Because my parents encouraged me to make assembling with Christians a priority, when I encountered a difficult time in my life when it would have been easy to suffer alone and stop “going to church,” I kept going. I found it hard to pray at that point in my life and it was difficult to sing some songs. Some sermons were harder to hear and some well-meaning brethren just did not understand what I was experiencing. Still I kept assembling and I continued to read the Bible regularly (Strange, I think, that I found it hard to talk to God for a while but still was willing to listen to him). The small congregation embraced me and helped me to heal, using me when I was willing and my work would help others. Some told me that my presence encouraged them. I survived spiritually because that church and my family of origin loved me.
Some hurting people have hurt themselves, and as part of the healing process, must realize and articulate the part they played in creating their pain. We call this repentance and confession; both acts are essential for spiritual healing. If they have never done so before, they will need (as did the apostle Paul) to wash away their sin in baptism (Acts 22:16). Some may be unable to reverse the effects of their actions; just as a physical amputee learns to function without a hand or with a prosthesis, they can learn to function in their new reality. Other hurting people have been abused – verbally, physically, or emotionally. They don’t need more abuse. They need love, and lots of patience.

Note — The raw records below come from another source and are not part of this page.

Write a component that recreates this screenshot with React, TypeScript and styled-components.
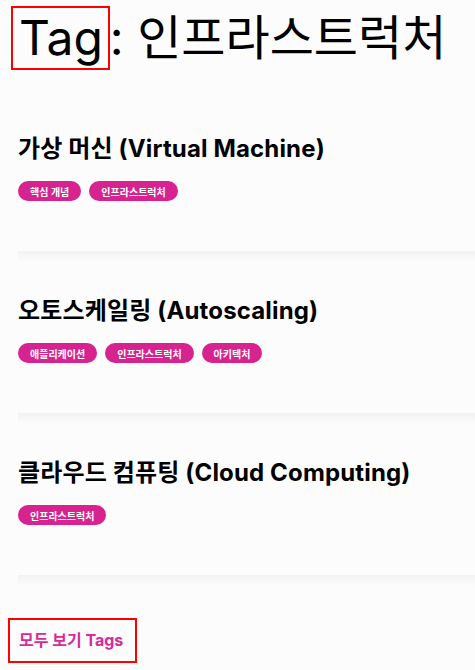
import { createGlobalStyle, styled } from 'styled-components';

const GlobalStyle = createGlobalStyle`
  html, body {
    margin: 0;
    padding: 0;
    background: #fdfcfd;
  }
  body {
    font-family: Inter, "Noto Sans CJK KR", sans-serif;
    color: #000;
  }
`;

const Page = styled.div`
  padding: 6px 0 20px 0;
  overflow: hidden;
`;

const Heading = styled.h1`
  margin: 0 0 0 11px;
  font-size: 48px;
  font-weight: 400;
  line-height: 60px;
  white-space: nowrap;
`;

const Marked = styled.span`
  display: inline-block;
  padding: 0 5px 0 6px;
  border: 2px solid #ff0000;
`;

const List = styled.div`
  margin: 29px 0 0 18px;
  display: flex;
  flex-direction: column;
`;

const Card = styled.article`
  padding-top: 34px;
`;

const Title = styled.h2`
  margin: 0;
  font-size: 24px;
  font-weight: 700;
  line-height: 32px;
  letter-spacing: 0.15px;
  white-space: nowrap;
`;

const Tags = styled.div`
  display: flex;
  gap: 8px;
  margin-top: 16px;
  padding-bottom: 50px;
`;

const Pill = styled.span`
  display: inline-flex;
  align-items: center;
  height: 20px;
  padding: 0 12px;
  border-radius: 10px;
  background: #d6238f;
  color: #fff;
  font-size: 10px;
  font-weight: 600;
  white-space: nowrap;
`;

const Divider = styled.div`
  height: 10px;
  background: linear-gradient(#f2f2f2, #fbfbfb);
`;

const AllLink = styled.a`
  display: inline-block;
  margin: 33px 0 0 8px;
  padding: 11px 12px 11px 9px;
  border: 2px solid #ff0000;
  color: #d42d97;
  font-size: 16px;
  font-weight: 700;
  line-height: 19px;
  text-decoration: none;
`;

const posts = [
  { title: '가상 머신 (Virtual Machine)', tags: ['핵심 개념', '인프라스트럭처'] },
  { title: '오토스케일링 (Autoscaling)', tags: ['애플리케이션', '인프라스트럭처', '아키텍처'] },
  { title: '클라우드 컴퓨팅 (Cloud Computing)', tags: ['인프라스트럭처'] },
];

const App = () => {
  return (
    <Page>
      <GlobalStyle />
      <Heading>
        <Marked>Tag</Marked>: 인프라스트럭처
      </Heading>
      <List>
        {posts.map((post) => (
          <Card key={post.title}>
            <Title>{post.title}</Title>
            <Tags>
              {post.tags.map((tag) => (
                <Pill key={tag}>{tag}</Pill>
              ))}
            </Tags>
            <Divider />
          </Card>
        ))}
      </List>
      <AllLink href="#">모두 보기 Tags</AllLink>
    </Page>
  );
};

export default App;
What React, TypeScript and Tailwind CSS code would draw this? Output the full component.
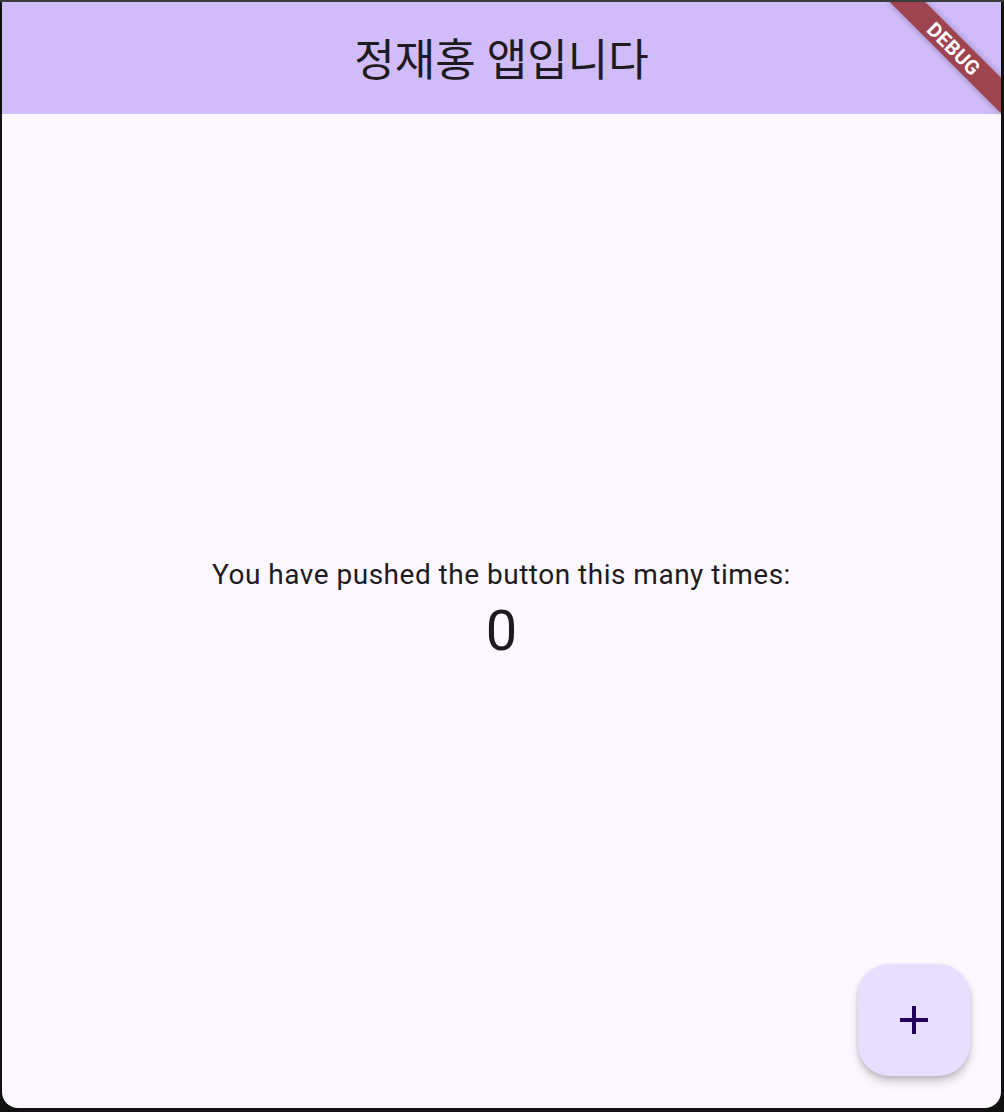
import React, { useState } from "react";

// Flutter counter demo rendered at 2x inside a dark window frame
const PlusIcon: React.FC = () => (
  <svg width="48" height="48" viewBox="0 0 24 24" fill="#21005d">
    <path d="M19 13h-6v6h-2v-6H5v-2h6V5h2v6h6v2z" />
  </svg>
);

const App: React.FC = () => {
  const [count, setCount] = useState<number>(0);

  return (
    <div className="w-[1004px] h-[1112px] bg-[#111111] flex flex-col">
      <div className="h-[2px] bg-[#3c3c3c]" />
      <div className="flex-1 flex pl-[2px] pr-[3px] pb-[4px]">
        <div className="relative flex-1 flex flex-col overflow-hidden rounded-b-[16px] bg-[#fdf7ff]">
          <header className="h-[112px] bg-[#d0bcf9] flex items-center justify-center">
            <h1
              className="text-[44px] leading-none text-[#1d1b20] pt-[6px]"
              style={{ fontFamily: "Roboto, 'Noto Sans CJK KR', sans-serif" }}
            >
              정재홍 앱입니다
            </h1>
          </header>

          <main
            className="flex-1 flex flex-col items-center justify-center"
            style={{ fontFamily: "Roboto, sans-serif" }}
          >
            <p className="text-[28px] leading-[40px] tracking-[0.5px] text-[#1d1b20]">
              You have pushed the button this many times:
            </p>
            <p className="text-[56px] leading-[72px] text-[#1d1b20]">{count}</p>
          </main>

          <button
            onClick={() => setCount(count + 1)}
            className="absolute right-[31px] bottom-[32px] w-[112px] h-[112px] rounded-[32px] bg-[#e8deff] flex items-center justify-center shadow-[0_6px_10px_rgba(0,0,0,0.18),0_2px_4px_rgba(0,0,0,0.12)]"
          >
            <PlusIcon />
          </button>

          {/* debug banner */}
          <div className="absolute top-[34px] right-[-33px] w-[160px] h-[25px] rotate-45 bg-[#9e4450] shadow-[0_0_6px_rgba(0,0,0,0.3)] flex items-center justify-center">
            <span
              className="text-[20px] font-bold text-white leading-none tracking-[0.3px]"
              style={{ fontFamily: "Roboto, sans-serif" }}
            >
              DEBUG
            </span>
          </div>
        </div>
      </div>
    </div>
  );
};

export default App;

So, if you’re hurting spiritually, don’t try to solve your problems in isolation. Reach out for help to a community of faith, a church that takes God, Christ, and the Bible seriously, but that remembers also that it is the family of God and the body of Christ, an entity that heals rather harms. If you’re within such a group, and someone confesses difficulty, pain, or sin, don’t rush to ostracize. Pray and study to learn how you may help this person to heal and to grow up to become the healthy disciple God wants them to be. As Paul the apostle wrote, ” Accept one another, then, just as Christ accepted you, in order to bring praise to God” (Romans 15:7). In the end, we all have fallen short, and that is why we need a family, a church, where we may heal and feel safe.